> What you are asked to do
Pictures stay out of the copy; set down each line of the listing below exactly.

begin

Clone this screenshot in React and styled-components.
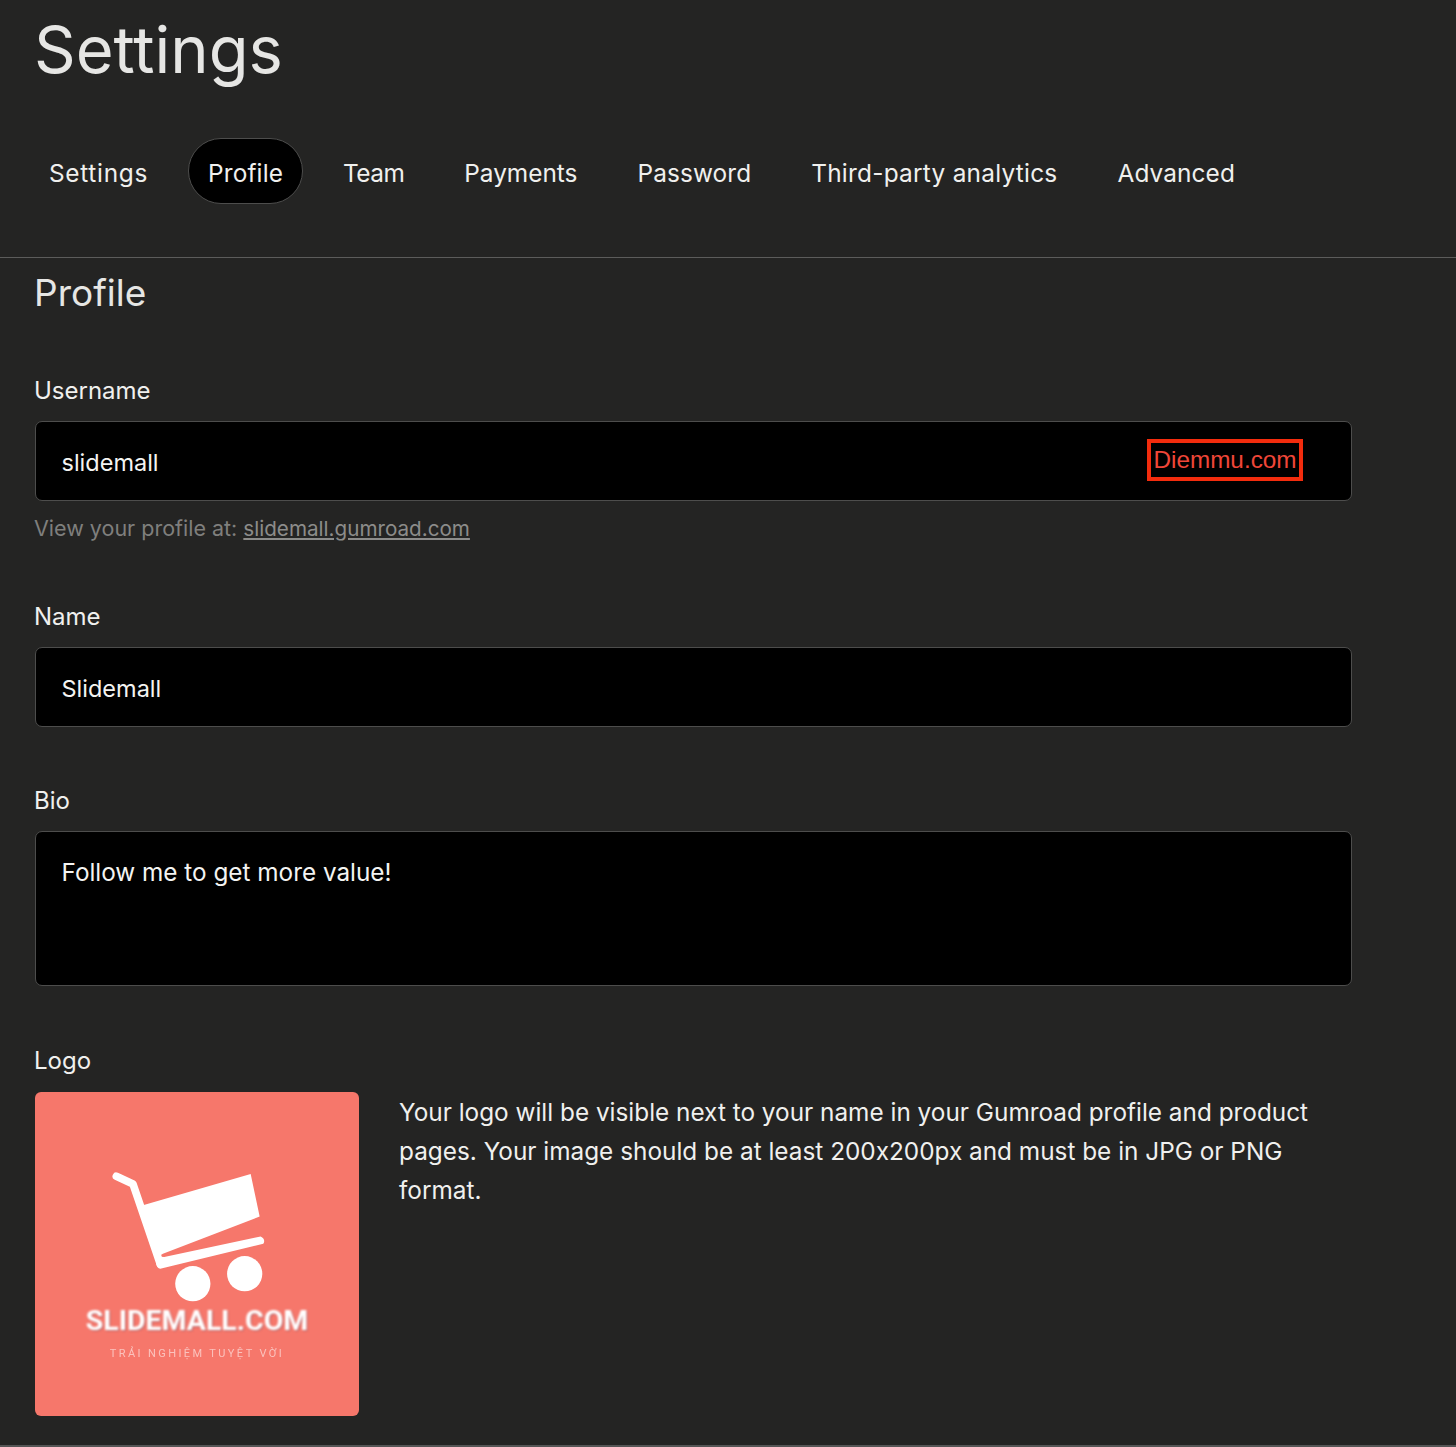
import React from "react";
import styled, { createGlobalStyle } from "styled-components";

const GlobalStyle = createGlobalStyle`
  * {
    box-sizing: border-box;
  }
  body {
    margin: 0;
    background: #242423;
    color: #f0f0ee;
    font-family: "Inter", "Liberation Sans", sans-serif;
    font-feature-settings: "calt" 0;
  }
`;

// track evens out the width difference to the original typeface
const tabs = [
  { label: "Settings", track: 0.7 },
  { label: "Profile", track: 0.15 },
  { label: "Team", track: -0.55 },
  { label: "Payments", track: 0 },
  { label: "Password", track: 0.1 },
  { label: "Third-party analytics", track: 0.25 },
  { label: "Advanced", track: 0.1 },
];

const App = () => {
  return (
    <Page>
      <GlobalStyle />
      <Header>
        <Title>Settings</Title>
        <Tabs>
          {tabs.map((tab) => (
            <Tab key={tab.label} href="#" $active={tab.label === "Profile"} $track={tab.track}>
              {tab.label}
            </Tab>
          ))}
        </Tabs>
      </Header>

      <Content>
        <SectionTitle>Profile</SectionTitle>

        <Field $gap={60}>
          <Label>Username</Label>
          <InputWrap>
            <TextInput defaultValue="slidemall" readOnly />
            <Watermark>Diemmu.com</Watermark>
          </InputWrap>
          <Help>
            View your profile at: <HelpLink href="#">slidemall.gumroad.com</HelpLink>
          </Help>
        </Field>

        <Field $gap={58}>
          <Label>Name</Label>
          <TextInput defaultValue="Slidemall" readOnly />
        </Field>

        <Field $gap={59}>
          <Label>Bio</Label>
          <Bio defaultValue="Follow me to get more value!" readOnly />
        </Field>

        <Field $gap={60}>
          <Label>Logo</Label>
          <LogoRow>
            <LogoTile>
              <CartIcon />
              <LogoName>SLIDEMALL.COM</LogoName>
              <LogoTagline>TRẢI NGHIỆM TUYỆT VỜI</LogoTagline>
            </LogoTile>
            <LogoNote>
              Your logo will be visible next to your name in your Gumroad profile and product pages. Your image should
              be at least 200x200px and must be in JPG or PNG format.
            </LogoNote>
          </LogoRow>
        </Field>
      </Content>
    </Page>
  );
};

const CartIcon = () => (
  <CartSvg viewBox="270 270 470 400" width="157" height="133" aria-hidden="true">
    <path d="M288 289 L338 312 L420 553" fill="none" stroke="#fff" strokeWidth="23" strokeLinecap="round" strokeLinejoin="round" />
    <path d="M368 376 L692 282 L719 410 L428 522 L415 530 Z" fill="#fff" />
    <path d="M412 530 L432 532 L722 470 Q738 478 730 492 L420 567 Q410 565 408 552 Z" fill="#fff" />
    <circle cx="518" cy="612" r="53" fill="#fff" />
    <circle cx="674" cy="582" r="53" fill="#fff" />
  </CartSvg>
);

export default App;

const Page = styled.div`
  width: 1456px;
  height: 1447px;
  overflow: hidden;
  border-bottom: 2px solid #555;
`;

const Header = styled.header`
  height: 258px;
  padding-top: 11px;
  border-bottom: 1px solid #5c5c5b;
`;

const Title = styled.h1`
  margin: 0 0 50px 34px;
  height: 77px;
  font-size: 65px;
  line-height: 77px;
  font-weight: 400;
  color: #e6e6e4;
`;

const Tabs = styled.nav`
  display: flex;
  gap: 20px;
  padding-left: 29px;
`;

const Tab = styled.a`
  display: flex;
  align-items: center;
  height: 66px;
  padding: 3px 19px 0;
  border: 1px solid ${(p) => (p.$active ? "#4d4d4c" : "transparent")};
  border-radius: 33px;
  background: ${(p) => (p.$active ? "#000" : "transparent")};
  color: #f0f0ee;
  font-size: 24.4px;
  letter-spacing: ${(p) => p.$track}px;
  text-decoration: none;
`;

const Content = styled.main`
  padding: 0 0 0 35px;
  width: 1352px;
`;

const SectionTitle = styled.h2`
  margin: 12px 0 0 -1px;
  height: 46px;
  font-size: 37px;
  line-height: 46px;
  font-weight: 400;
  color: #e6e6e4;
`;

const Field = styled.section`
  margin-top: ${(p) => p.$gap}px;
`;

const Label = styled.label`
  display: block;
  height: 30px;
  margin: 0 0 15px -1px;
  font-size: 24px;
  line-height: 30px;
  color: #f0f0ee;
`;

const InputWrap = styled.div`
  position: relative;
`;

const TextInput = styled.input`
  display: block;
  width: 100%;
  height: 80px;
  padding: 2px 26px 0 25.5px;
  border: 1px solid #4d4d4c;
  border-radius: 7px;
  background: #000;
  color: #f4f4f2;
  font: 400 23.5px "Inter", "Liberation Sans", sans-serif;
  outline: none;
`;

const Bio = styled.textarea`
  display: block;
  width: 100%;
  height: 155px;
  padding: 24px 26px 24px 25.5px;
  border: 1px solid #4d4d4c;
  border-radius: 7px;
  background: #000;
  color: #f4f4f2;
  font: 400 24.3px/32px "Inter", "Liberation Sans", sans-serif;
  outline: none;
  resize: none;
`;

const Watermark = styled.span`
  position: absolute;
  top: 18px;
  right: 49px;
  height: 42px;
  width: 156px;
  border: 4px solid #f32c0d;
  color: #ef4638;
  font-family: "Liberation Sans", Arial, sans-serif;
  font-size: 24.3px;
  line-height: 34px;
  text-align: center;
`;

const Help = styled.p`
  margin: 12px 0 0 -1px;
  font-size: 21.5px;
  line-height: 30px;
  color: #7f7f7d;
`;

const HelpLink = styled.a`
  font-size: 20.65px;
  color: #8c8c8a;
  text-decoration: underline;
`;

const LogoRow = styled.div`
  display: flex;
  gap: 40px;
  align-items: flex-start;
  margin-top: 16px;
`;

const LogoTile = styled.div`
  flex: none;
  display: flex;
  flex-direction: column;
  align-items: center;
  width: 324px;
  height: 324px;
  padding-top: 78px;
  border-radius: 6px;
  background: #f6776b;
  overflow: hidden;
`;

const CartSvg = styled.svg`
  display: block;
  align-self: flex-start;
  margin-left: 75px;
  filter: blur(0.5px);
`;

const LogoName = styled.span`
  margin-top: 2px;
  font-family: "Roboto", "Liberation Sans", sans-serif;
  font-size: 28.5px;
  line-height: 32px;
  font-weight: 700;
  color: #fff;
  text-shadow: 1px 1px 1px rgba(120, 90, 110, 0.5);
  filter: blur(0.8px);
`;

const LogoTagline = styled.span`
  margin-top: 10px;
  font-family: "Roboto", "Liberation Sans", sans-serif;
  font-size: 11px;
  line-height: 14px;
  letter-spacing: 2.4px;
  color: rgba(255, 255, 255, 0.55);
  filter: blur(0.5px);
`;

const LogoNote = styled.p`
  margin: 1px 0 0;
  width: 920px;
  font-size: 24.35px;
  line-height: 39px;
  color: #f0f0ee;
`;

end

> Response for this exercise
Clone this screenshot in React and styled-components.
import React from "react";
import styled, { createGlobalStyle } from "styled-components";

const GlobalStyle = createGlobalStyle`
  * {
    box-sizing: border-box;
  }
  body {
    margin: 0;
    background: #242423;
    color: #f0f0ee;
    font-family: "Inter", "Liberation Sans", sans-serif;
    font-feature-settings: "calt" 0;
  }
`;

// track evens out the width difference to the original typeface
const tabs = [
  { label: "Settings", track: 0.7 },
  { label: "Profile", track: 0.15 },
  { label: "Team", track: -0.55 },
  { label: "Payments", track: 0 },
  { label: "Password", track: 0.1 },
  { label: "Third-party analytics", track: 0.25 },
  { label: "Advanced", track: 0.1 },
];

const App = () => {
  return (
    <Page>
      <GlobalStyle />
      <Header>
        <Title>Settings</Title>
        <Tabs>
          {tabs.map((tab) => (
            <Tab key={tab.label} href="#" $active={tab.label === "Profile"} $track={tab.track}>
              {tab.label}
            </Tab>
          ))}
        </Tabs>
      </Header>

      <Content>
        <SectionTitle>Profile</SectionTitle>

        <Field $gap={60}>
          <Label>Username</Label>
          <InputWrap>
            <TextInput defaultValue="slidemall" readOnly />
            <Watermark>Diemmu.com</Watermark>
          </InputWrap>
          <Help>
            View your profile at: <HelpLink href="#">slidemall.gumroad.com</HelpLink>
          </Help>
        </Field>

        <Field $gap={58}>
          <Label>Name</Label>
          <TextInput defaultValue="Slidemall" readOnly />
        </Field>

        <Field $gap={59}>
          <Label>Bio</Label>
          <Bio defaultValue="Follow me to get more value!" readOnly />
        </Field>

        <Field $gap={60}>
          <Label>Logo</Label>
          <LogoRow>
            <LogoTile>
              <CartIcon />
              <LogoName>SLIDEMALL.COM</LogoName>
              <LogoTagline>TRẢI NGHIỆM TUYỆT VỜI</LogoTagline>
            </LogoTile>
            <LogoNote>
              Your logo will be visible next to your name in your Gumroad profile and product pages. Your image should
              be at least 200x200px and must be in JPG or PNG format.
            </LogoNote>
          </LogoRow>
        </Field>
      </Content>
    </Page>
  );
};

const CartIcon = () => (
  <CartSvg viewBox="270 270 470 400" width="157" height="133" aria-hidden="true">
    <path d="M288 289 L338 312 L420 553" fill="none" stroke="#fff" strokeWidth="23" strokeLinecap="round" strokeLinejoin="round" />
    <path d="M368 376 L692 282 L719 410 L428 522 L415 530 Z" fill="#fff" />
    <path d="M412 530 L432 532 L722 470 Q738 478 730 492 L420 567 Q410 565 408 552 Z" fill="#fff" />
    <circle cx="518" cy="612" r="53" fill="#fff" />
    <circle cx="674" cy="582" r="53" fill="#fff" />
  </CartSvg>
);

export default App;

const Page = styled.div`
  width: 1456px;
  height: 1447px;
  overflow: hidden;
  border-bottom: 2px solid #555;
`;

const Header = styled.header`
  height: 258px;
  padding-top: 11px;
  border-bottom: 1px solid #5c5c5b;
`;

const Title = styled.h1`
  margin: 0 0 50px 34px;
  height: 77px;
  font-size: 65px;
  line-height: 77px;
  font-weight: 400;
  color: #e6e6e4;
`;

const Tabs = styled.nav`
  display: flex;
  gap: 20px;
  padding-left: 29px;
`;

const Tab = styled.a`
  display: flex;
  align-items: center;
  height: 66px;
  padding: 3px 19px 0;
  border: 1px solid ${(p) => (p.$active ? "#4d4d4c" : "transparent")};
  border-radius: 33px;
  background: ${(p) => (p.$active ? "#000" : "transparent")};
  color: #f0f0ee;
  font-size: 24.4px;
  letter-spacing: ${(p) => p.$track}px;
  text-decoration: none;
`;

const Content = styled.main`
  padding: 0 0 0 35px;
  width: 1352px;
`;

const SectionTitle = styled.h2`
  margin: 12px 0 0 -1px;
  height: 46px;
  font-size: 37px;
  line-height: 46px;
  font-weight: 400;
  color: #e6e6e4;
`;

const Field = styled.section`
  margin-top: ${(p) => p.$gap}px;
`;

const Label = styled.label`
  display: block;
  height: 30px;
  margin: 0 0 15px -1px;
  font-size: 24px;
  line-height: 30px;
  color: #f0f0ee;
`;

const InputWrap = styled.div`
  position: relative;
`;

const TextInput = styled.input`
  display: block;
  width: 100%;
  height: 80px;
  padding: 2px 26px 0 25.5px;
  border: 1px solid #4d4d4c;
  border-radius: 7px;
  background: #000;
  color: #f4f4f2;
  font: 400 23.5px "Inter", "Liberation Sans", sans-serif;
  outline: none;
`;

const Bio = styled.textarea`
  display: block;
  width: 100%;
  height: 155px;
  padding: 24px 26px 24px 25.5px;
  border: 1px solid #4d4d4c;
  border-radius: 7px;
  background: #000;
  color: #f4f4f2;
  font: 400 24.3px/32px "Inter", "Liberation Sans", sans-serif;
  outline: none;
  resize: none;
`;

const Watermark = styled.span`
  position: absolute;
  top: 18px;
  right: 49px;
  height: 42px;
  width: 156px;
  border: 4px solid #f32c0d;
  color: #ef4638;
  font-family: "Liberation Sans", Arial, sans-serif;
  font-size: 24.3px;
  line-height: 34px;
  text-align: center;
`;

const Help = styled.p`
  margin: 12px 0 0 -1px;
  font-size: 21.5px;
  line-height: 30px;
  color: #7f7f7d;
`;

const HelpLink = styled.a`
  font-size: 20.65px;
  color: #8c8c8a;
  text-decoration: underline;
`;

const LogoRow = styled.div`
  display: flex;
  gap: 40px;
  align-items: flex-start;
  margin-top: 16px;
`;

const LogoTile = styled.div`
  flex: none;
  display: flex;
  flex-direction: column;
  align-items: center;
  width: 324px;
  height: 324px;
  padding-top: 78px;
  border-radius: 6px;
  background: #f6776b;
  overflow: hidden;
`;

const CartSvg = styled.svg`
  display: block;
  align-self: flex-start;
  margin-left: 75px;
  filter: blur(0.5px);
`;

const LogoName = styled.span`
  margin-top: 2px;
  font-family: "Roboto", "Liberation Sans", sans-serif;
  font-size: 28.5px;
  line-height: 32px;
  font-weight: 700;
  color: #fff;
  text-shadow: 1px 1px 1px rgba(120, 90, 110, 0.5);
  filter: blur(0.8px);
`;

const LogoTagline = styled.span`
  margin-top: 10px;
  font-family: "Roboto", "Liberation Sans", sans-serif;
  font-size: 11px;
  line-height: 14px;
  letter-spacing: 2.4px;
  color: rgba(255, 255, 255, 0.55);
  filter: blur(0.5px);
`;

const LogoNote = styled.p`
  margin: 1px 0 0;
  width: 920px;
  font-size: 24.35px;
  line-height: 39px;
  color: #f0f0ee;
`;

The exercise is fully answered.